Premio Tarazona y el Moncayo: Ramón Barea – En el radical magisterio de la interpretación
Gracias, ingenioso don Ramón, por volver a éste, su festival, corriendo al galope de Rocinante, andando o a ‘pedales’ como lo hizo hace veinte años en la primera edición del certamen junto a su hermano Álex Angulo. El gran Álex siempre hablaba maravillas sobre don Ramón: el Barea, ese ser y señor único, de ceño y mirada aguda y sorprendida, cavilante, capaz de representar una multitud de arcanos, todos buenos, y de celebrar magisterio ante la fina línea de las tablas y sus retos, sin esperpento.
Pero claro, aunque se trata de un virtuoso actor del gesto, Barea también lo es declamando, y callando.
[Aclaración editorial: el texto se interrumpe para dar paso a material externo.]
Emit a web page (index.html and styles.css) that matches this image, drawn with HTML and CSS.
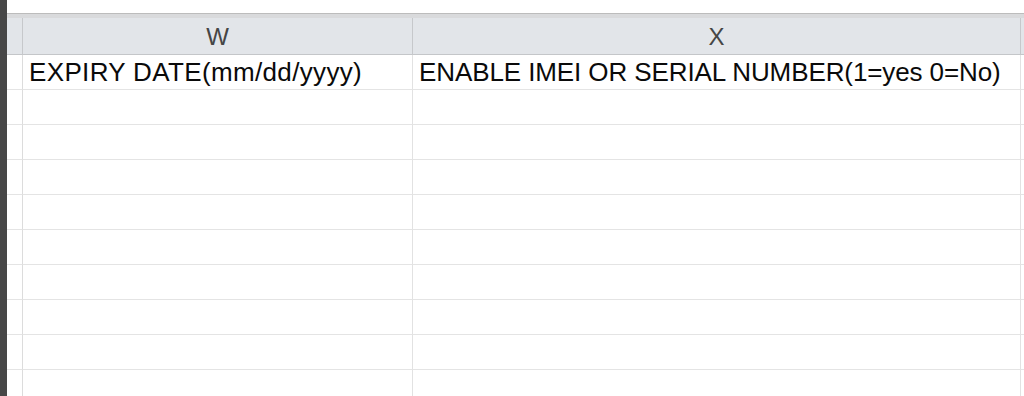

Una voz la de don Ramón que tiene mirada y al revés, de verbo humanizante libre y sin ataduras. Un actor que construye desde la sinceridad el vehículo máximo para transmitir tramas y sentimientos y, con ellos, debates internos y emociones de calado.
Una honda y radical verdad que se afirma en las enseñanzas escénicas de Bertold Brecht, porque un teatro distinto se reveló honesto, diferente y viable a la vez, y con él, sus largometrajes y sus cortos también. Entre sus máximas, Ramón Barea teje con la butaca el difícil, valioso y a veces imposible hilo de la confianza, para con él poder dar la mano y adentrarnos en los misterios y las profundidades de la interpretación, esa que es escurridiza, tan desnuda como frágil, tan bella como poderosa.
Disfrutando de sus composiciones, con Ramón Barea asistimos a la magna sabiduría del actor, humilde y generoso ante cada protagonista y ante cada género cinematográfico o teatral al que se enfrenta. Es el aprendizaje eterno, obsequiando al espectador con lo que decía Sastre: ‘Dejemos las cosas en su sitio, no como estaban. Este es el oficio del Teatro”. Y por ende, llamémosle don Ramón o el oficio del interpretar, o la sapiencia de la que es maestro. Y que viva su juicio, don Ramón, caballero don Quijote.